655 Park Avenue


655 Park Avenue is a Georgian-style co-op residential building on Manhattan's Upper East Side, located on Park Avenue between 67th Street and 68th Street, adjacent to the Park Avenue Armory. It was developed in 1924 by Dwight P. Robinson & Company. The building at 655 Park Avenue was designed by architects James Edwin Ruthven Carpenter, Jr., often referred to by the initials "J.E.R. Carpenter", and Mott B. Schmidt. Carpenter is considered the leading architect for luxury residential high-rise buildings in New York City in the early 1900s, while Schmidt is known for his buildings in the American Georgian Classical style, including Sutton Place and houses for New York City's society figures and business elite.

Building

655 Park Avenue is designed in the Georgian architectural style, with a limestone base on the lower floors, and brick masonry on the upper floors. The building is centered around a courtyard garden facing Park Avenue. The building's staggered height design, perhaps unique among Park Avenue co-ops of its era, was a result of restrictions placed on the developer by a syndicate of owners of nearby mansions who sold the land on which 655 Park Avenue was built.
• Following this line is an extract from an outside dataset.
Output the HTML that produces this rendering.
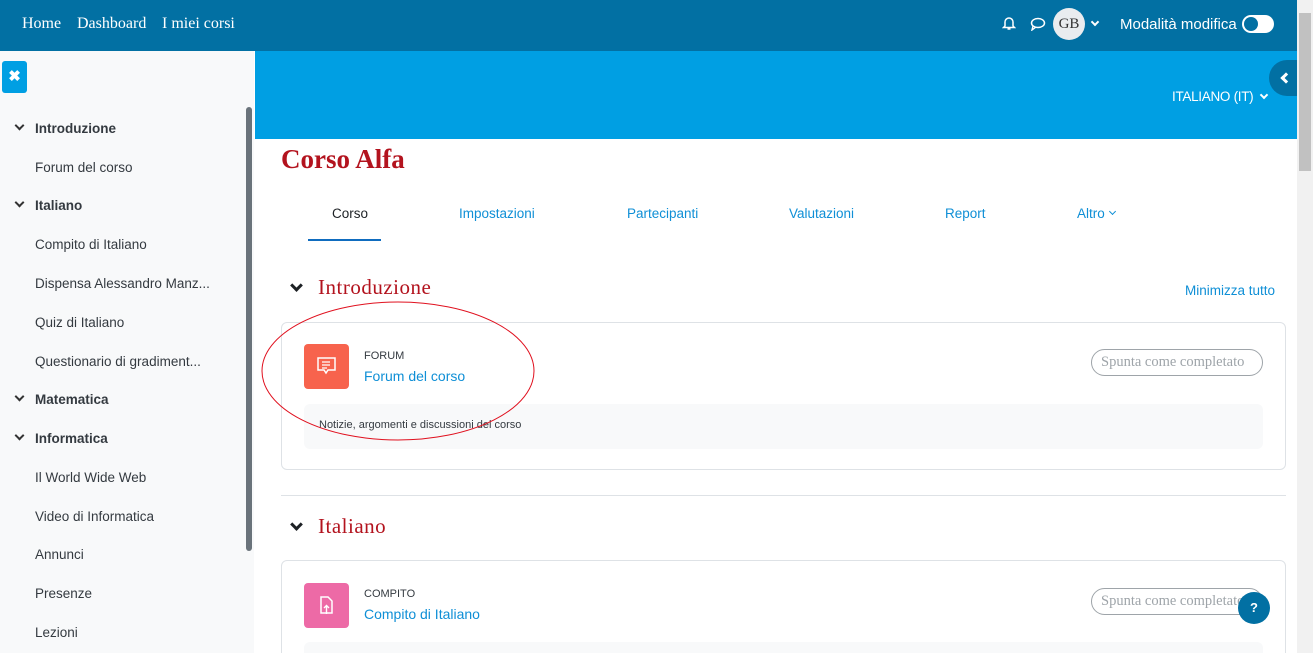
<!DOCTYPE html>
<html><head><meta charset="utf-8"><style>
*{box-sizing:border-box;margin:0;padding:0}
html,body{width:1313px;height:653px;overflow:hidden}
body{font-family:"Liberation Sans",sans-serif;background:#fff;position:relative}
.abs{position:absolute}
.nav{left:0;top:0;width:1297px;height:51px;background:#0270a3}
.nav .l{position:absolute;top:15px;font-family:"Liberation Serif",serif;color:#fff;font-size:16px}
.side{left:0;top:51px;width:254px;height:602px;background:#f8f9fa}
.side .it{position:absolute;left:35px;font-size:13.5px;color:#343a40}
.side .h{font-weight:bold;color:#343a40}
.chev{position:absolute;left:16px;width:7px;height:7px;border-right:2px solid #333;border-bottom:2px solid #333;transform:rotate(45deg)}
.band{left:255px;top:51px;width:1042px;height:88px;background:#009fe3}
.tab{position:absolute;top:206px;font-size:13.5px;color:#0f8fd6}
.card{position:absolute;left:281px;width:1005px;border:1px solid #dee2e6;border-radius:6px;background:#fff}
.btn{position:absolute;left:1091px;width:172px;height:27px;border:1px solid #9ea4a9;border-radius:14px;font-family:"Liberation Serif",serif;font-size:14.5px;color:#9ea4a9;padding:4px 0 0 9px;white-space:nowrap;overflow:hidden}
.sec{position:absolute;left:318px;font-family:"Liberation Serif",serif;font-size:21px;color:#b3131e;letter-spacing:0.5px}
.schev{position:absolute;left:292px;width:9px;height:9px;border-right:3px solid #1d2125;border-bottom:3px solid #1d2125;transform:rotate(45deg)}
</style></head><body>
<div class="abs nav">
<span class="l" style="left:22px">Home</span><span class="l" style="left:77px">Dashboard</span><span class="l" style="left:162px">I miei corsi</span>
<svg class="abs" style="left:1002px;top:15px" width="14" height="16" viewBox="0 0 14 16"><path d="M3 11V7a4 4 0 0 1 8 0v4l1.5 1.5h-11z M5.5 14h3" fill="none" stroke="#fff" stroke-width="1.5"/></svg>
<svg class="abs" style="left:1030px;top:17px" width="16" height="14" viewBox="0 0 16 14"><ellipse cx="8" cy="6" rx="6.5" ry="4.5" fill="none" stroke="#fff" stroke-width="1.5"/><path d="M3 9 L2 13 L6 10" fill="none" stroke="#fff" stroke-width="1.4"/></svg>
<div class="abs" style="left:1053px;top:8px;width:32px;height:32px;border-radius:50%;background:#e9ecef;font-family:'Liberation Serif',serif;font-size:15px;color:#333;text-align:center;line-height:32px">GB</div>
<div class="abs" style="left:1092px;top:19px;width:6px;height:6px;border-right:2px solid #fff;border-bottom:2px solid #fff;transform:rotate(45deg)"></div>
<span class="abs" style="left:1120px;top:16px;color:#fff;font-size:15px">Modalità modifica</span>
<div class="abs" style="left:1242px;top:15px;width:32px;height:18px;border-radius:9px;background:#fff"></div>
<div class="abs" style="left:1244px;top:17px;width:14px;height:14px;border-radius:50%;background:#0270a3"></div>
</div>
<div class="abs side">
<div class="abs" style="left:2px;top:10px;width:25px;height:32px;border-radius:3px;background:#009fe3;color:#fff;font-size:15px;font-weight:bold;text-align:center;line-height:31px">✖</div>
<div class="abs" style="left:246px;top:56px;width:6px;height:444px;border-radius:3px;background:#6a737b"></div>
<div class="chev" style="top:71px"></div><span class="it h" style="top:70px">Introduzione</span>
<span class="it" style="top:109px">Forum del corso</span>
<div class="chev" style="top:148px"></div><span class="it h" style="top:147px">Italiano</span>
<span class="it" style="top:186px">Compito di Italiano</span>
<span class="it" style="top:225px">Dispensa Alessandro Manz...</span>
<span class="it" style="top:264px">Quiz di Italiano</span>
<span class="it" style="top:303px">Questionario di gradiment...</span>
<div class="chev" style="top:342px"></div><span class="it h" style="top:341px">Matematica</span>
<div class="chev" style="top:381px"></div><span class="it h" style="top:380px">Informatica</span>
<span class="it" style="top:419px">Il World Wide Web</span>
<span class="it" style="top:458px">Video di Informatica</span>
<span class="it" style="top:496px">Annunci</span>
<span class="it" style="top:535px">Presenze</span>
<span class="it" style="top:574px">Lezioni</span>
</div>
<div class="abs band"></div>
<div class="abs" style="left:1269px;top:60px;width:30px;height:36px;border-radius:18px 0 0 18px;background:#0270a3"></div>
<div class="abs" style="left:1282px;top:74px;width:8px;height:8px;border-left:3px solid #fff;border-bottom:3px solid #fff;transform:rotate(45deg)"></div>
<span class="abs" style="left:1172px;top:89px;color:#fff;font-size:13.5px;letter-spacing:-0.3px">ITALIANO (IT)</span>
<div class="abs" style="left:1261px;top:92px;width:6px;height:6px;border-right:2px solid #fff;border-bottom:2px solid #fff;transform:rotate(45deg)"></div>
<div class="abs" style="left:1297px;top:0;width:16px;height:653px;background:#f1f1f1"></div>
<div class="abs" style="left:1299px;top:13px;width:12px;height:158px;background:#c1c1c1"></div>
<span class="abs" style="left:281px;top:144px;font-family:'Liberation Serif',serif;font-weight:bold;font-size:27px;color:#b3131e">Corso Alfa</span>
<span class="tab" style="left:332px;color:#1d2125">Corso</span>
<div class="abs" style="left:308px;top:239px;width:73px;height:2px;background:#0f6cbf"></div>
<span class="tab" style="left:459px">Impostazioni</span>
<span class="tab" style="left:627px">Partecipanti</span>
<span class="tab" style="left:789px">Valutazioni</span>
<span class="tab" style="left:945px">Report</span>
<span class="tab" style="left:1077px">Altro</span>
<div class="abs" style="left:1110px;top:209px;width:5px;height:5px;border-right:1.5px solid #0f8fd6;border-bottom:1.5px solid #0f8fd6;transform:rotate(45deg)"></div>
<div class="schev" style="top:281px"></div><span class="sec" style="top:275px">Introduzione</span>
<span class="abs" style="left:1185px;top:283px;font-size:13.5px;color:#0f8fd6">Minimizza tutto</span>
<div class="card" style="top:322px;height:148px"></div>
<div class="abs" style="left:304px;top:344px;width:45px;height:45px;border-radius:4px;background:#f7634d"></div>
<svg class="abs" style="left:314px;top:354px" width="25" height="25" viewBox="0 0 25 25"><path d="M4 4h17v12h-7l-2 3-2-3H4z" fill="none" stroke="#fff" stroke-width="1.5"/><path d="M8 8h8M8 11h8M8 14h5" stroke="#fff" stroke-width="1.3"/></svg>
<span class="abs" style="left:364px;top:350px;font-size:11px;color:#343a40">FORUM</span>
<span class="abs" style="left:364px;top:368px;font-size:14px;color:#0f8fd6">Forum del corso</span>
<div class="btn" style="top:349px">Spunta come completato</div>
<div class="abs" style="left:304px;top:404px;width:959px;height:45px;border-radius:6px;background:#f8f9fa"></div>
<span class="abs" style="left:319px;top:419px;font-size:11px;color:#343a40">Notizie, argomenti e discussioni del corso</span>
<svg class="abs" style="left:0;top:0" width="1313" height="653"><ellipse cx="398" cy="371" rx="136" ry="69" fill="none" stroke="#e0101e" stroke-width="1"/></svg>
<div class="abs" style="left:281px;top:495px;width:1005px;height:1px;background:#dee2e6"></div>
<div class="schev" style="top:520px"></div><span class="sec" style="top:514px">Italiano</span>
<div class="card" style="top:560px;height:110px"></div>
<div class="abs" style="left:304px;top:583px;width:45px;height:45px;border-radius:4px;background:#ed6aa6"></div>
<svg class="abs" style="left:314px;top:593px" width="25" height="25" viewBox="0 0 25 25"><path d="M7 4h7l4 4v12H7z" fill="none" stroke="#fff" stroke-width="1.5"/><path d="M12.5 21v-8M10 15l2.5-2.5L15 15" fill="none" stroke="#fff" stroke-width="1.4"/></svg>
<span class="abs" style="left:364px;top:588px;font-size:11px;color:#343a40">COMPITO</span>
<span class="abs" style="left:364px;top:606px;font-size:14px;color:#0f8fd6">Compito di Italiano</span>
<div class="btn" style="top:588px">Spunta come completato</div>
<div class="abs" style="left:304px;top:642px;width:959px;height:20px;border-radius:6px;background:#f8f9fa"></div>
<div class="abs" style="left:1238px;top:592px;width:32px;height:32px;border-radius:50%;background:#0270a3;color:#fff;font-weight:bold;font-size:13px;text-align:center;line-height:32px">?</div>
</body></html>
This "Battle for Suitable Scale at 655 Avenue" is described in Andrew Alpern's book Historic Manhattan Apartment Houses. The 11-story main mid-block building has an 8-story wing on 67th Street and a 7-story wing on 68th Street. It has a duplex penthouse with a 3,000-square-foot roof terrace and lower terraces atop the 68th Street and 67th Street wings. 655 Park Avenue has entrances on 67th Street and 68th Street and full-time doormen and elevator operators.